* PROBLEM *
Word for word, copy all the data and drop the pictures.

* ENTRIES SUPPLIED *
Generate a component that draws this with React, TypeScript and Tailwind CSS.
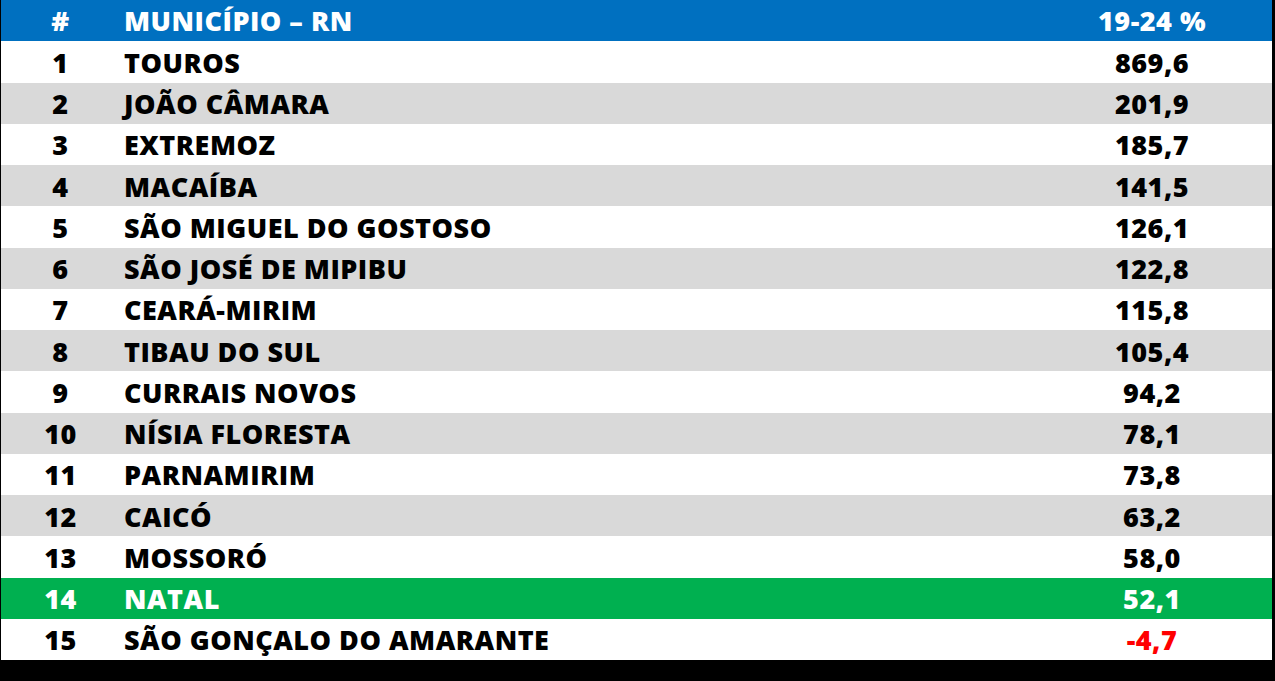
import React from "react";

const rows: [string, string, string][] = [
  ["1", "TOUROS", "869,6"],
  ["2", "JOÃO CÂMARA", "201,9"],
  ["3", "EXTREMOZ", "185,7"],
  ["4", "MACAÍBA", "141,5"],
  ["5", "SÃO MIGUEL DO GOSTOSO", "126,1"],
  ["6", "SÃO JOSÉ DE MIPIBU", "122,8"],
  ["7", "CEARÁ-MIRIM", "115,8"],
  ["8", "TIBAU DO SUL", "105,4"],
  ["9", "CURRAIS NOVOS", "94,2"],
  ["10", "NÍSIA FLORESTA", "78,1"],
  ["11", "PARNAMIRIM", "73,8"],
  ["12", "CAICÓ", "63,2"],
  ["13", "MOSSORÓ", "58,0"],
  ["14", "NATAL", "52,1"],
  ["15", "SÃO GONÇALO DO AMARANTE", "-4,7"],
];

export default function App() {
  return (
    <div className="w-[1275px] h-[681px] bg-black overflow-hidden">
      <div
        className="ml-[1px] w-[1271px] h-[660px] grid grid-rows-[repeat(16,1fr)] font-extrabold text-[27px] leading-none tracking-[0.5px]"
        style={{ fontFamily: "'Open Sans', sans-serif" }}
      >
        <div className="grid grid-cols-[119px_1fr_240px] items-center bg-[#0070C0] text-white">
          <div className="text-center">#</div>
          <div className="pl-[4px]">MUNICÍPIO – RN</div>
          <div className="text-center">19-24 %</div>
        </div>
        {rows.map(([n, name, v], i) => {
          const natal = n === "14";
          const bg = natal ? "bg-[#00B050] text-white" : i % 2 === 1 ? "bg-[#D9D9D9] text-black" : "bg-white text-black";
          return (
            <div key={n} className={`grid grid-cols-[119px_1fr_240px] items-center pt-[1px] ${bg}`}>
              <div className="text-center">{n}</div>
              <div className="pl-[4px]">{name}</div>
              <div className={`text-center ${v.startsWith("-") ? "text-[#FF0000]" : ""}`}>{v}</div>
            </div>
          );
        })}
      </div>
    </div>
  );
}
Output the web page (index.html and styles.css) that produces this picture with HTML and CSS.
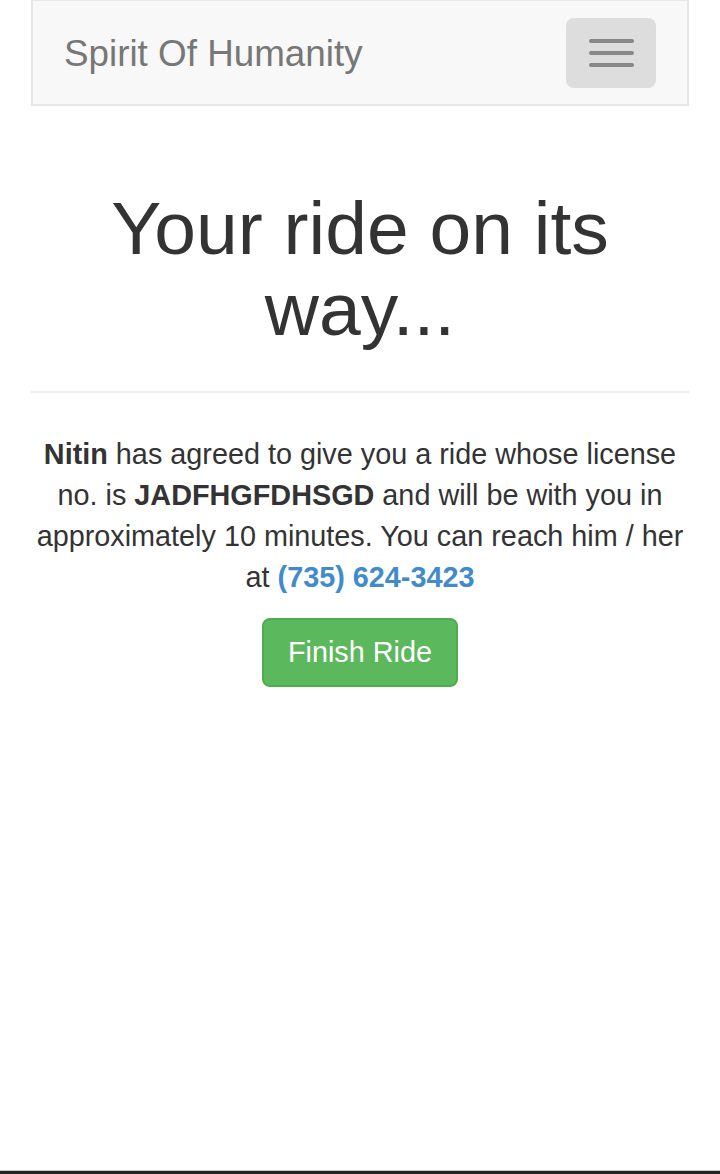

* TASK OUTPUT *
Generate a component that draws this with React, TypeScript and Tailwind CSS.
import React from "react";

const rows: [string, string, string][] = [
  ["1", "TOUROS", "869,6"],
  ["2", "JOÃO CÂMARA", "201,9"],
  ["3", "EXTREMOZ", "185,7"],
  ["4", "MACAÍBA", "141,5"],
  ["5", "SÃO MIGUEL DO GOSTOSO", "126,1"],
  ["6", "SÃO JOSÉ DE MIPIBU", "122,8"],
  ["7", "CEARÁ-MIRIM", "115,8"],
  ["8", "TIBAU DO SUL", "105,4"],
  ["9", "CURRAIS NOVOS", "94,2"],
  ["10", "NÍSIA FLORESTA", "78,1"],
  ["11", "PARNAMIRIM", "73,8"],
  ["12", "CAICÓ", "63,2"],
  ["13", "MOSSORÓ", "58,0"],
  ["14", "NATAL", "52,1"],
  ["15", "SÃO GONÇALO DO AMARANTE", "-4,7"],
];

export default function App() {
  return (
    <div className="w-[1275px] h-[681px] bg-black overflow-hidden">
      <div
        className="ml-[1px] w-[1271px] h-[660px] grid grid-rows-[repeat(16,1fr)] font-extrabold text-[27px] leading-none tracking-[0.5px]"
        style={{ fontFamily: "'Open Sans', sans-serif" }}
      >
        <div className="grid grid-cols-[119px_1fr_240px] items-center bg-[#0070C0] text-white">
          <div className="text-center">#</div>
          <div className="pl-[4px]">MUNICÍPIO – RN</div>
          <div className="text-center">19-24 %</div>
        </div>
        {rows.map(([n, name, v], i) => {
          const natal = n === "14";
          const bg = natal ? "bg-[#00B050] text-white" : i % 2 === 1 ? "bg-[#D9D9D9] text-black" : "bg-white text-black";
          return (
            <div key={n} className={`grid grid-cols-[119px_1fr_240px] items-center pt-[1px] ${bg}`}>
              <div className="text-center">{n}</div>
              <div className="pl-[4px]">{name}</div>
              <div className={`text-center ${v.startsWith("-") ? "text-[#FF0000]" : ""}`}>{v}</div>
            </div>
          );
        })}
      </div>
    </div>
  );
}
Output the web page (index.html and styles.css) that produces this picture with HTML and CSS.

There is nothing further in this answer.